• **Available data**
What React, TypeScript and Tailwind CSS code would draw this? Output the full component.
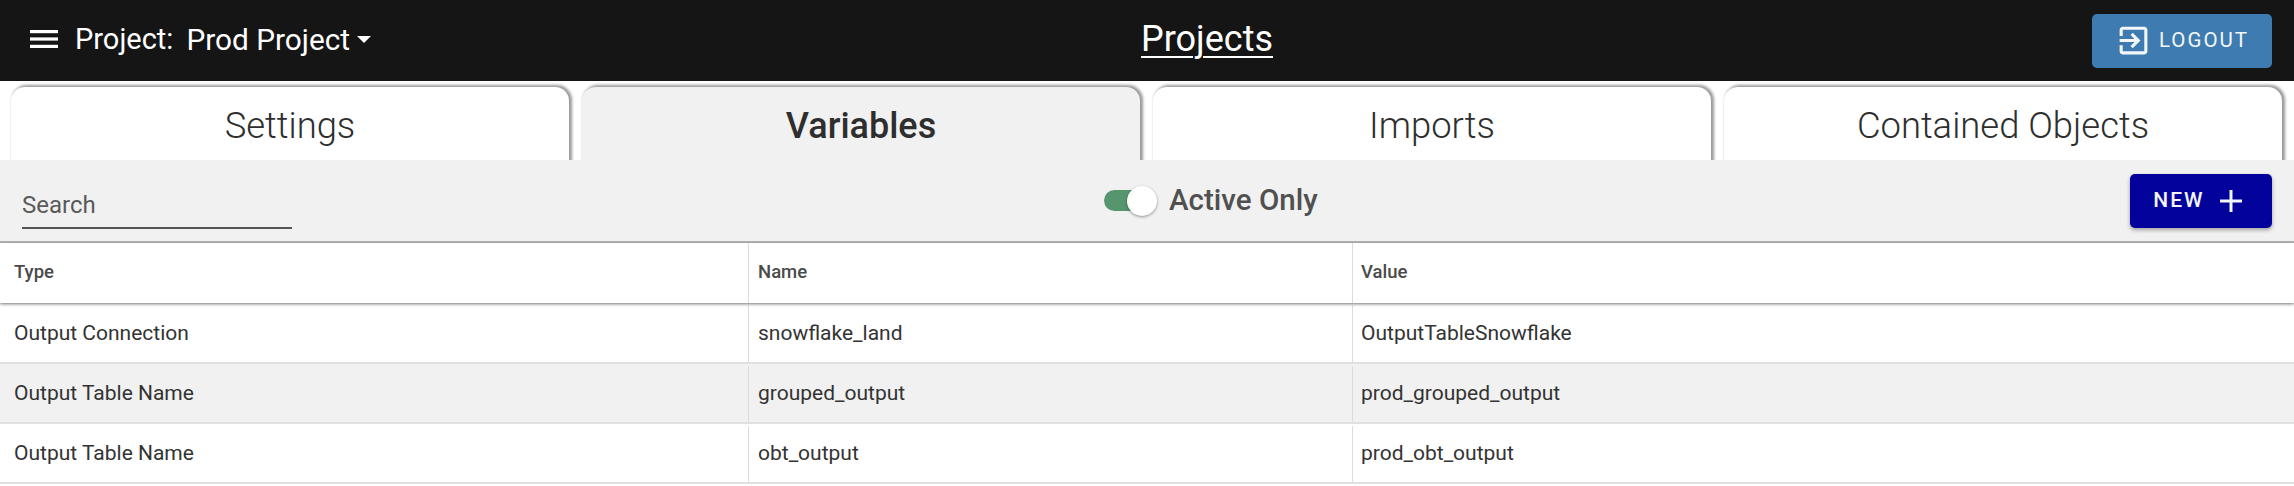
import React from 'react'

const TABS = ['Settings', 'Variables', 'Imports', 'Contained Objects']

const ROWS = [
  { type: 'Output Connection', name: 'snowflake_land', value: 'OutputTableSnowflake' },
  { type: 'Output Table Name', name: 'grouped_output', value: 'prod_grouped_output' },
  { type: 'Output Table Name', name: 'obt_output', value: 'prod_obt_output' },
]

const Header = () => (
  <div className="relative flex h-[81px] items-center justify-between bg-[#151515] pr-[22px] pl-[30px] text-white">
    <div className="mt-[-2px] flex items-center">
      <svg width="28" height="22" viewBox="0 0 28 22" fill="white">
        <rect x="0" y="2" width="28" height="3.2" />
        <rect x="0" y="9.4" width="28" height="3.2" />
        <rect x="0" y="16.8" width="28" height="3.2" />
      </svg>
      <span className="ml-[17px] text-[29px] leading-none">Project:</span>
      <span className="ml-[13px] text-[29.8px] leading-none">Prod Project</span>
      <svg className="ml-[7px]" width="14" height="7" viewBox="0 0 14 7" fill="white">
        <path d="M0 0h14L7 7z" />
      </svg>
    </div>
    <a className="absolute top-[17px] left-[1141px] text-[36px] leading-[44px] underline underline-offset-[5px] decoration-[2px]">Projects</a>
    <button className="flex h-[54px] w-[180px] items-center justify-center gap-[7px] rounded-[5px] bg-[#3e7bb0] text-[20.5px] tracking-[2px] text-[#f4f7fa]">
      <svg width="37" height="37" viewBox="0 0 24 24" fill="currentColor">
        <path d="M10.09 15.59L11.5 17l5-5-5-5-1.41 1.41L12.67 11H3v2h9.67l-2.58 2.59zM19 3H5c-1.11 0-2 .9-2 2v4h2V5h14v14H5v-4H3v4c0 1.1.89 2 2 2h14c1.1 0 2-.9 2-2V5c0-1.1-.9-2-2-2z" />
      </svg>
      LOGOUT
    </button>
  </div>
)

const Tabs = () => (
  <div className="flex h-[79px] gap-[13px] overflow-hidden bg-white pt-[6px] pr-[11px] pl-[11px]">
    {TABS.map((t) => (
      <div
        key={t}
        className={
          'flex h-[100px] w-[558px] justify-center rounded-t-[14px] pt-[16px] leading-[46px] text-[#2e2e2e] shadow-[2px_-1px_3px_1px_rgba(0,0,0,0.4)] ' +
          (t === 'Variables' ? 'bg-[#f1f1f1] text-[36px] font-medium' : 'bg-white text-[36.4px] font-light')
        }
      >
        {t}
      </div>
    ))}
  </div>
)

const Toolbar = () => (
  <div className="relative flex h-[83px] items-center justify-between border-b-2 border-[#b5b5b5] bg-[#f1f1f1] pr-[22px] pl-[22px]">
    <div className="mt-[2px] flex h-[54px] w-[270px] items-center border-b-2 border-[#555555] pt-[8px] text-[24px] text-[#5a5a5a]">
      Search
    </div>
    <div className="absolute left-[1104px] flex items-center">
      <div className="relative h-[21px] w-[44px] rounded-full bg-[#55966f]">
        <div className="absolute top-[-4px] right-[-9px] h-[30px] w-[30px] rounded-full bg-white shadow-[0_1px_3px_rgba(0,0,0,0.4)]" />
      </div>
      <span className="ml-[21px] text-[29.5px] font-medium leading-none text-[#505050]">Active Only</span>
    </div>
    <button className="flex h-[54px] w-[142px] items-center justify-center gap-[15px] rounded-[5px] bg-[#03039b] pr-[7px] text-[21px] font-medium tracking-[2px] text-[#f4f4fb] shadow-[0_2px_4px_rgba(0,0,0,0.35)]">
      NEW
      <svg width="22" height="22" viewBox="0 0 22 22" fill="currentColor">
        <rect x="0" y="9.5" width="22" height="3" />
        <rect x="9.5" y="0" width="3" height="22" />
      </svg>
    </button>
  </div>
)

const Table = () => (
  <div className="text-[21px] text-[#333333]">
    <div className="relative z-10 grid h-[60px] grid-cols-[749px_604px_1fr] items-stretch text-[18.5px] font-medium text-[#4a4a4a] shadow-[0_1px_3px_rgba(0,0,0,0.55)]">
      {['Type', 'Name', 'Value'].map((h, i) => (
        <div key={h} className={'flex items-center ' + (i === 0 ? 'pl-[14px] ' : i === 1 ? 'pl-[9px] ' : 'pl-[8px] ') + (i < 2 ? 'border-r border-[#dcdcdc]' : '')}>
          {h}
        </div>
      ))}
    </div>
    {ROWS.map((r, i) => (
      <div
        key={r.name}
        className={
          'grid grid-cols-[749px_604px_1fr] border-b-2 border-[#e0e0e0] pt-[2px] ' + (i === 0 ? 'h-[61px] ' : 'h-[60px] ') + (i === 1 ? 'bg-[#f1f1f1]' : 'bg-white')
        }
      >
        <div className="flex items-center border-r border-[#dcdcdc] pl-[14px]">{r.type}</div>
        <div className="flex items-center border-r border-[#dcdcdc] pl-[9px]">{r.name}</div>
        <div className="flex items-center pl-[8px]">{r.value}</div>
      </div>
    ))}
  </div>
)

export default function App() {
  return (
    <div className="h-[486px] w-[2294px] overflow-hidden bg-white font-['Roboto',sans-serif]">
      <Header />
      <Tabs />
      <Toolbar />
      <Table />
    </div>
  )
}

• **Brief**
Take the data above and repeat it exactly, leaving each picture out.

• **Exercise solution**
What React, TypeScript and Tailwind CSS code would draw this? Output the full component.
import React from 'react'

const TABS = ['Settings', 'Variables', 'Imports', 'Contained Objects']

const ROWS = [
  { type: 'Output Connection', name: 'snowflake_land', value: 'OutputTableSnowflake' },
  { type: 'Output Table Name', name: 'grouped_output', value: 'prod_grouped_output' },
  { type: 'Output Table Name', name: 'obt_output', value: 'prod_obt_output' },
]

const Header = () => (
  <div className="relative flex h-[81px] items-center justify-between bg-[#151515] pr-[22px] pl-[30px] text-white">
    <div className="mt-[-2px] flex items-center">
      <svg width="28" height="22" viewBox="0 0 28 22" fill="white">
        <rect x="0" y="2" width="28" height="3.2" />
        <rect x="0" y="9.4" width="28" height="3.2" />
        <rect x="0" y="16.8" width="28" height="3.2" />
      </svg>
      <span className="ml-[17px] text-[29px] leading-none">Project:</span>
      <span className="ml-[13px] text-[29.8px] leading-none">Prod Project</span>
      <svg className="ml-[7px]" width="14" height="7" viewBox="0 0 14 7" fill="white">
        <path d="M0 0h14L7 7z" />
      </svg>
    </div>
    <a className="absolute top-[17px] left-[1141px] text-[36px] leading-[44px] underline underline-offset-[5px] decoration-[2px]">Projects</a>
    <button className="flex h-[54px] w-[180px] items-center justify-center gap-[7px] rounded-[5px] bg-[#3e7bb0] text-[20.5px] tracking-[2px] text-[#f4f7fa]">
      <svg width="37" height="37" viewBox="0 0 24 24" fill="currentColor">
        <path d="M10.09 15.59L11.5 17l5-5-5-5-1.41 1.41L12.67 11H3v2h9.67l-2.58 2.59zM19 3H5c-1.11 0-2 .9-2 2v4h2V5h14v14H5v-4H3v4c0 1.1.89 2 2 2h14c1.1 0 2-.9 2-2V5c0-1.1-.9-2-2-2z" />
      </svg>
      LOGOUT
    </button>
  </div>
)

const Tabs = () => (
  <div className="flex h-[79px] gap-[13px] overflow-hidden bg-white pt-[6px] pr-[11px] pl-[11px]">
    {TABS.map((t) => (
      <div
        key={t}
        className={
          'flex h-[100px] w-[558px] justify-center rounded-t-[14px] pt-[16px] leading-[46px] text-[#2e2e2e] shadow-[2px_-1px_3px_1px_rgba(0,0,0,0.4)] ' +
          (t === 'Variables' ? 'bg-[#f1f1f1] text-[36px] font-medium' : 'bg-white text-[36.4px] font-light')
        }
      >
        {t}
      </div>
    ))}
  </div>
)

const Toolbar = () => (
  <div className="relative flex h-[83px] items-center justify-between border-b-2 border-[#b5b5b5] bg-[#f1f1f1] pr-[22px] pl-[22px]">
    <div className="mt-[2px] flex h-[54px] w-[270px] items-center border-b-2 border-[#555555] pt-[8px] text-[24px] text-[#5a5a5a]">
      Search
    </div>
    <div className="absolute left-[1104px] flex items-center">
      <div className="relative h-[21px] w-[44px] rounded-full bg-[#55966f]">
        <div className="absolute top-[-4px] right-[-9px] h-[30px] w-[30px] rounded-full bg-white shadow-[0_1px_3px_rgba(0,0,0,0.4)]" />
      </div>
      <span className="ml-[21px] text-[29.5px] font-medium leading-none text-[#505050]">Active Only</span>
    </div>
    <button className="flex h-[54px] w-[142px] items-center justify-center gap-[15px] rounded-[5px] bg-[#03039b] pr-[7px] text-[21px] font-medium tracking-[2px] text-[#f4f4fb] shadow-[0_2px_4px_rgba(0,0,0,0.35)]">
      NEW
      <svg width="22" height="22" viewBox="0 0 22 22" fill="currentColor">
        <rect x="0" y="9.5" width="22" height="3" />
        <rect x="9.5" y="0" width="3" height="22" />
      </svg>
    </button>
  </div>
)

const Table = () => (
  <div className="text-[21px] text-[#333333]">
    <div className="relative z-10 grid h-[60px] grid-cols-[749px_604px_1fr] items-stretch text-[18.5px] font-medium text-[#4a4a4a] shadow-[0_1px_3px_rgba(0,0,0,0.55)]">
      {['Type', 'Name', 'Value'].map((h, i) => (
        <div key={h} className={'flex items-center ' + (i === 0 ? 'pl-[14px] ' : i === 1 ? 'pl-[9px] ' : 'pl-[8px] ') + (i < 2 ? 'border-r border-[#dcdcdc]' : '')}>
          {h}
        </div>
      ))}
    </div>
    {ROWS.map((r, i) => (
      <div
        key={r.name}
        className={
          'grid grid-cols-[749px_604px_1fr] border-b-2 border-[#e0e0e0] pt-[2px] ' + (i === 0 ? 'h-[61px] ' : 'h-[60px] ') + (i === 1 ? 'bg-[#f1f1f1]' : 'bg-white')
        }
      >
        <div className="flex items-center border-r border-[#dcdcdc] pl-[14px]">{r.type}</div>
        <div className="flex items-center border-r border-[#dcdcdc] pl-[9px]">{r.name}</div>
        <div className="flex items-center pl-[8px]">{r.value}</div>
      </div>
    ))}
  </div>
)

export default function App() {
  return (
    <div className="h-[486px] w-[2294px] overflow-hidden bg-white font-['Roboto',sans-serif]">
      <Header />
      <Tabs />
      <Toolbar />
      <Table />
    </div>
  )
}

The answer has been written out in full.